我接受了什么样的教育,就经历了什么样的人生。
某一个人的生命或许可以复制,但人生不可复制,更不可重来。因为他所受的教育历程不可重来。
与其说,这个人就是这个人,这个人不是那个人,不如说,这个人的教育就是这个人的教育,这个人的教育不是那个人的教育。
所以,每个人都是宇宙中的“独一无二”,都是天地自然中的“唯一”。
什么时候读懂了人生,就读懂了教育。
什么时候读透了教育,也同时读透了人生。
此时此刻的人生境界,叫作“通透”。
蓦然间,在教育的灯火阑珊处,看到了人生的踪迹……
每个人的人生都是有限度的人生,我指的不是寿元。
教育是一种对人生限度的克服方式和拓展方式。
教育在个体身上最大的成功,莫过于最大限度地克服了“这个人”的人生限度,拓展了他(她)的人生世界。
教育也有限度。教育的限度,造就了人生的限度。
我所接受过的教育,为我拓展了人生的边界,同时也划定了我生命的边界,它既保护了我,又限制了我。
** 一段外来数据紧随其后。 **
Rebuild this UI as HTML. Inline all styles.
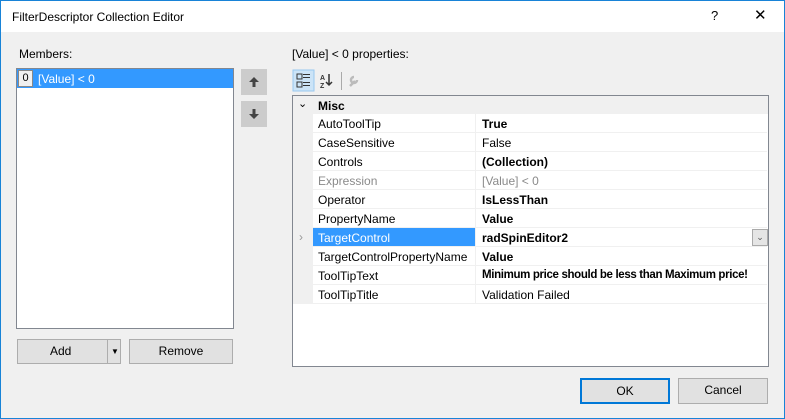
<!DOCTYPE html><html><head><style>
*{box-sizing:border-box;margin:0;padding:0}
body{width:785px;height:419px;overflow:hidden;font-family:"Liberation Sans",sans-serif;font-size:12px;color:#000;background:#f0f0f0;position:relative}
.win{position:absolute;left:0;top:0;width:785px;height:419px;border:1px solid #1883d7}
.title{position:absolute;left:1px;top:1px;width:783px;height:31px;background:#fff}
.a{position:absolute;white-space:nowrap}
.btn{position:absolute;background:#e1e1e1;border:1px solid #adadad;text-align:center;line-height:23px}
.row{position:absolute;left:313px;width:454px;height:19px;border-bottom:1px solid #f0f0f0;background:#fff;white-space:nowrap}
.row span{position:absolute;top:3px}
.n{left:5px}.v{left:169px}
.sep{position:absolute;left:475px;top:114px;width:1px;height:190px;background:#f0f0f0}
</style></head><body>
<div class="win"></div>
<div class="title"><span class="a" style="left:11px;top:9px;font-size:12px">FilterDescriptor Collection Editor</span>
<span class="a" style="left:710px;top:7px;font-size:13px">?</span>
<span class="a" style="left:753px;top:5px;font-size:15px">✕</span></div>
<span class="a" style="left:19px;top:47px">Members:</span>
<div class="a" style="left:16px;top:68px;width:218px;height:261px;background:#fff;border:1px solid #828790"></div>
<div class="a" style="left:17px;top:69px;width:216px;height:19px;background:#3399ff"></div>
<div class="a" style="left:18px;top:70px;width:15px;height:17px;background:#f0f0f0;border:1px solid #888;font-size:11px;text-align:center;line-height:15px">0</div>
<span class="a" style="left:38px;top:72px;color:#fff">[Value] &lt; 0</span>
<svg class="a" style="left:241px;top:69px" width="26" height="58"><rect width="26" height="26" fill="#ccc"/><rect y="32" width="26" height="26" fill="#ccc"/><path d="M13 8l-5 5h3.5v5h3v-5H18z" fill="#444"/><path d="M13 50l-5-5h3.5v-5h3v5H18z" fill="#444"/></svg>
<div class="btn" style="left:17px;top:339px;width:104px;height:25px;text-align:left;padding-left:32px">Add<span class="a" style="left:89px;top:0;width:1px;height:23px;background:#adadad"></span><span class="a" style="left:93px;top:0;font-size:8px">▼</span></div>
<div class="btn" style="left:129px;top:339px;width:104px;height:25px">Remove</div>
<span class="a" style="left:292px;top:47px">[Value] &lt; 0 properties:</span>
<svg class="a" style="left:292px;top:69px" width="80" height="24"><rect x="1" y="1" width="21" height="21" fill="#cce4f7" stroke="#99c9ef"/><g fill="#333"><rect x="5" y="5" width="5" height="5" fill="none" stroke="#333"/><rect x="5" y="13" width="5" height="5" fill="none" stroke="#333"/><rect x="11" y="5" width="7" height="1"/><rect x="11" y="8" width="7" height="1"/><rect x="11" y="13" width="7" height="1"/><rect x="11" y="16" width="7" height="1"/></g><text x="28" y="11" font-size="7" font-weight="bold" fill="#333">A</text><text x="28" y="19" font-size="7" font-weight="bold" fill="#333">Z</text><path d="M37 5v11M34 13l3 3 3-3" stroke="#333" fill="none" stroke-width="1.5"/><rect x="49" y="3" width="1" height="18" fill="#aaa"/><path d="M58 17l5-5M62 8a3 3 0 1 0 3 3" stroke="#bbb" stroke-width="2.5" fill="none"/></svg>
<div class="a" style="left:292px;top:95px;width:477px;height:272px;background:#fff;border:1px solid #828790"></div>
<div class="a" style="left:293px;top:96px;width:20px;height:208px;background:#f0f0f0"></div>
<div class="a" style="left:293px;top:96px;width:475px;height:18px;background:#f0f0f0"></div>
<span class="a" style="left:298px;top:97px;font-size:11px">⌄</span>
<span class="a" style="left:318px;top:99px;font-weight:bold">Misc</span>
<div class="row" style="top:114px"><span class="n">AutoToolTip</span><span class="v"><b>True</b></span></div>
<div class="row" style="top:133px"><span class="n">CaseSensitive</span><span class="v">False</span></div>
<div class="row" style="top:152px"><span class="n">Controls</span><span class="v"><b>(Collection)</b></span></div>
<div class="row" style="top:171px;color:#8a8a8a"><span class="n">Expression</span><span class="v">[Value] &lt; 0</span></div>
<div class="row" style="top:190px"><span class="n">Operator</span><span class="v"><b>IsLessThan</b></span></div>
<div class="row" style="top:209px"><span class="n">PropertyName</span><span class="v"><b>Value</b></span></div>
<div class="row" style="top:228px"><div class="a" style="left:0;top:0;width:162px;height:18px;background:#3399ff"></div><span class="n" style="color:#fff">TargetControl</span><span class="v"><b>radSpinEditor2</b></span><div class="a" style="left:439px;top:1px;width:16px;height:17px;background:#e5e5e5;border:1px solid #aaa;font-size:9px;text-align:center;line-height:14px;color:#555">⌄</div></div>
<span class="a" style="left:299px;top:230px;color:#999">›</span>
<div class="row" style="top:247px"><span class="n">TargetControlPropertyName</span><span class="v"><b>Value</b></span></div>
<div class="row" style="top:266px"><span class="n">ToolTipText</span><span class="v" style="font-size:11.5px;letter-spacing:-0.35px"><b>Minimum price should be less than Maximum price!</b></span></div>
<div class="row" style="top:285px"><span class="n">ToolTipTitle</span><span class="v">Validation Failed</span></div>
<div class="sep"></div>
<div class="btn" style="left:580px;top:378px;width:90px;height:26px;border:2px solid #0078d7;line-height:22px">OK</div>
<div class="btn" style="left:678px;top:378px;width:90px;height:26px">Cancel</div>
</body></html>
与动物、植物相比,人是充满了不确定性的存在,这似乎是人的缺陷,所以人类通过教育等不同方式创造各种技术,试图去弥补这些缺陷,让人从不确定走向确定。这样的教育,恰恰限制了人性,减弱了人生的丰富性。
好的教育,需要与人的缺陷并存,让人尽早认识并且保留人的不确定性,让它与确定性共存于人生之中。
处在特定时空中的“我”,每一次悸动,每一下微颤,每一种欢欣,每一点愉悦和痛苦,都在提醒我,这是“我”的生命,“他”在这里,“他”与我同在……
这是诗人式的轻叹,是哲人式的呓语,我也在轻叹和呓语……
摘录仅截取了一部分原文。